## Raw data
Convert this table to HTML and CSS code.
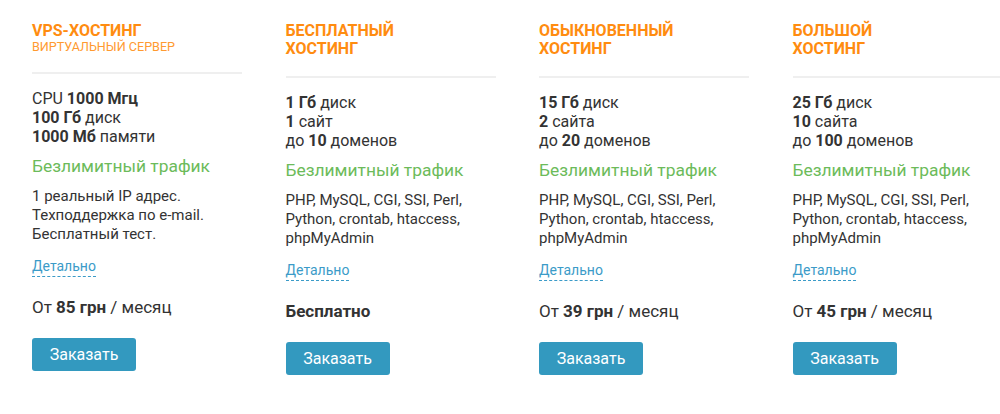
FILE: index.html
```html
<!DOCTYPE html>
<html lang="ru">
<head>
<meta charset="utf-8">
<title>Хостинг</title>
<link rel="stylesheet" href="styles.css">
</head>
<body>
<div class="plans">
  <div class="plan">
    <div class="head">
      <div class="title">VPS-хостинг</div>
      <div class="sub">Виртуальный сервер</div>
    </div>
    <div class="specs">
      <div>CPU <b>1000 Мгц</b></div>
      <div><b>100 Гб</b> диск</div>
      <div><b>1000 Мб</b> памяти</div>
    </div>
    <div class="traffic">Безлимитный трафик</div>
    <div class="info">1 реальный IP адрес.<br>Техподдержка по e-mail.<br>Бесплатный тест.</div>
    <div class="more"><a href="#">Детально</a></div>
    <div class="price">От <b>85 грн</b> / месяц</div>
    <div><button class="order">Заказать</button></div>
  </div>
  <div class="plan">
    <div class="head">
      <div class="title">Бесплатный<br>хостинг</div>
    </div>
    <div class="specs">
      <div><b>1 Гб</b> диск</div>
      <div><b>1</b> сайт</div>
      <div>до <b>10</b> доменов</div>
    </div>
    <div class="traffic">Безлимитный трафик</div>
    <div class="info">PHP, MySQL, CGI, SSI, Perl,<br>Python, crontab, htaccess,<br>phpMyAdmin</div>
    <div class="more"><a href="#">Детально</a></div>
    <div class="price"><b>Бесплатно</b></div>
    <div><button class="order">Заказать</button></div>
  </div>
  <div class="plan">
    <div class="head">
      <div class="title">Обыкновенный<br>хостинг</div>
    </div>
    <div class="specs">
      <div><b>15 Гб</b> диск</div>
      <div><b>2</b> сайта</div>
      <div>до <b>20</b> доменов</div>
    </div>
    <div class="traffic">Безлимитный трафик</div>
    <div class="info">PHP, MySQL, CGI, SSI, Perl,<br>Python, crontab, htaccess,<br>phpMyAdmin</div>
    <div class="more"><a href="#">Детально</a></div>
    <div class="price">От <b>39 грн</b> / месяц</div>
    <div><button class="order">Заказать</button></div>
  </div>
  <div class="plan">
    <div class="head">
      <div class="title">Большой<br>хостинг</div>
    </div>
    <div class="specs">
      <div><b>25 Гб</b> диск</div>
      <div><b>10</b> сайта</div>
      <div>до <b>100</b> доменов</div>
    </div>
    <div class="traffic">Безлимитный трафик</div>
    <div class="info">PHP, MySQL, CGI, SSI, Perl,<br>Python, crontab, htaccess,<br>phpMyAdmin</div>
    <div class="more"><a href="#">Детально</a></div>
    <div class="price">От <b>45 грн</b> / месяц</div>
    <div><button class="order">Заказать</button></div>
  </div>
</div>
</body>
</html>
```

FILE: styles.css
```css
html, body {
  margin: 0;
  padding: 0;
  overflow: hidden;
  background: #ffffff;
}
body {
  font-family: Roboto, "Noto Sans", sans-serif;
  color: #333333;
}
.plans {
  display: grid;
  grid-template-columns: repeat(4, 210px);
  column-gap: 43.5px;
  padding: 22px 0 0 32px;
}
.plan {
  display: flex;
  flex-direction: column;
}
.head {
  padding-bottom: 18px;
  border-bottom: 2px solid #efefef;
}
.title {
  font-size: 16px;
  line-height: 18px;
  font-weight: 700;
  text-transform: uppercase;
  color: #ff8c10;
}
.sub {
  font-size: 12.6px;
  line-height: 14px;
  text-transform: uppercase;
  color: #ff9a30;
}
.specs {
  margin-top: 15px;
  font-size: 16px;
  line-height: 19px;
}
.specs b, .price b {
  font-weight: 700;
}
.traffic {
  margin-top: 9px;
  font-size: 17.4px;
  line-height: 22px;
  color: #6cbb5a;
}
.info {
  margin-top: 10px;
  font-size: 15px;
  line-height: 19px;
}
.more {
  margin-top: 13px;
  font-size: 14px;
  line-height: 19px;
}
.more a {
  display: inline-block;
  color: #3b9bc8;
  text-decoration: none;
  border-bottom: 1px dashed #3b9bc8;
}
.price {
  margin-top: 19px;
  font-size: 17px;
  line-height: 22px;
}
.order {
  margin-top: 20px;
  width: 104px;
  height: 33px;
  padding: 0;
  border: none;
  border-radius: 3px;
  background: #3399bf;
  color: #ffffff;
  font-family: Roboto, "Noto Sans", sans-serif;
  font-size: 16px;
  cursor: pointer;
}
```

## Short problem
Repeat the lines above exactly, and keep every picture out.

## Solved problem
Convert this table to HTML and CSS code.
FILE: index.html
```html
<!DOCTYPE html>
<html lang="ru">
<head>
<meta charset="utf-8">
<title>Хостинг</title>
<link rel="stylesheet" href="styles.css">
</head>
<body>
<div class="plans">
  <div class="plan">
    <div class="head">
      <div class="title">VPS-хостинг</div>
      <div class="sub">Виртуальный сервер</div>
    </div>
    <div class="specs">
      <div>CPU <b>1000 Мгц</b></div>
      <div><b>100 Гб</b> диск</div>
      <div><b>1000 Мб</b> памяти</div>
    </div>
    <div class="traffic">Безлимитный трафик</div>
    <div class="info">1 реальный IP адрес.<br>Техподдержка по e-mail.<br>Бесплатный тест.</div>
    <div class="more"><a href="#">Детально</a></div>
    <div class="price">От <b>85 грн</b> / месяц</div>
    <div><button class="order">Заказать</button></div>
  </div>
  <div class="plan">
    <div class="head">
      <div class="title">Бесплатный<br>хостинг</div>
    </div>
    <div class="specs">
      <div><b>1 Гб</b> диск</div>
      <div><b>1</b> сайт</div>
      <div>до <b>10</b> доменов</div>
    </div>
    <div class="traffic">Безлимитный трафик</div>
    <div class="info">PHP, MySQL, CGI, SSI, Perl,<br>Python, crontab, htaccess,<br>phpMyAdmin</div>
    <div class="more"><a href="#">Детально</a></div>
    <div class="price"><b>Бесплатно</b></div>
    <div><button class="order">Заказать</button></div>
  </div>
  <div class="plan">
    <div class="head">
      <div class="title">Обыкновенный<br>хостинг</div>
    </div>
    <div class="specs">
      <div><b>15 Гб</b> диск</div>
      <div><b>2</b> сайта</div>
      <div>до <b>20</b> доменов</div>
    </div>
    <div class="traffic">Безлимитный трафик</div>
    <div class="info">PHP, MySQL, CGI, SSI, Perl,<br>Python, crontab, htaccess,<br>phpMyAdmin</div>
    <div class="more"><a href="#">Детально</a></div>
    <div class="price">От <b>39 грн</b> / месяц</div>
    <div><button class="order">Заказать</button></div>
  </div>
  <div class="plan">
    <div class="head">
      <div class="title">Большой<br>хостинг</div>
    </div>
    <div class="specs">
      <div><b>25 Гб</b> диск</div>
      <div><b>10</b> сайта</div>
      <div>до <b>100</b> доменов</div>
    </div>
    <div class="traffic">Безлимитный трафик</div>
    <div class="info">PHP, MySQL, CGI, SSI, Perl,<br>Python, crontab, htaccess,<br>phpMyAdmin</div>
    <div class="more"><a href="#">Детально</a></div>
    <div class="price">От <b>45 грн</b> / месяц</div>
    <div><button class="order">Заказать</button></div>
  </div>
</div>
</body>
</html>
```

FILE: styles.css
```css
html, body {
  margin: 0;
  padding: 0;
  overflow: hidden;
  background: #ffffff;
}
body {
  font-family: Roboto, "Noto Sans", sans-serif;
  color: #333333;
}
.plans {
  display: grid;
  grid-template-columns: repeat(4, 210px);
  column-gap: 43.5px;
  padding: 22px 0 0 32px;
}
.plan {
  display: flex;
  flex-direction: column;
}
.head {
  padding-bottom: 18px;
  border-bottom: 2px solid #efefef;
}
.title {
  font-size: 16px;
  line-height: 18px;
  font-weight: 700;
  text-transform: uppercase;
  color: #ff8c10;
}
.sub {
  font-size: 12.6px;
  line-height: 14px;
  text-transform: uppercase;
  color: #ff9a30;
}
.specs {
  margin-top: 15px;
  font-size: 16px;
  line-height: 19px;
}
.specs b, .price b {
  font-weight: 700;
}
.traffic {
  margin-top: 9px;
  font-size: 17.4px;
  line-height: 22px;
  color: #6cbb5a;
}
.info {
  margin-top: 10px;
  font-size: 15px;
  line-height: 19px;
}
.more {
  margin-top: 13px;
  font-size: 14px;
  line-height: 19px;
}
.more a {
  display: inline-block;
  color: #3b9bc8;
  text-decoration: none;
  border-bottom: 1px dashed #3b9bc8;
}
.price {
  margin-top: 19px;
  font-size: 17px;
  line-height: 22px;
}
.order {
  margin-top: 20px;
  width: 104px;
  height: 33px;
  padding: 0;
  border: none;
  border-radius: 3px;
  background: #3399bf;
  color: #ffffff;
  font-family: Roboto, "Noto Sans", sans-serif;
  font-size: 16px;
  cursor: pointer;
}
```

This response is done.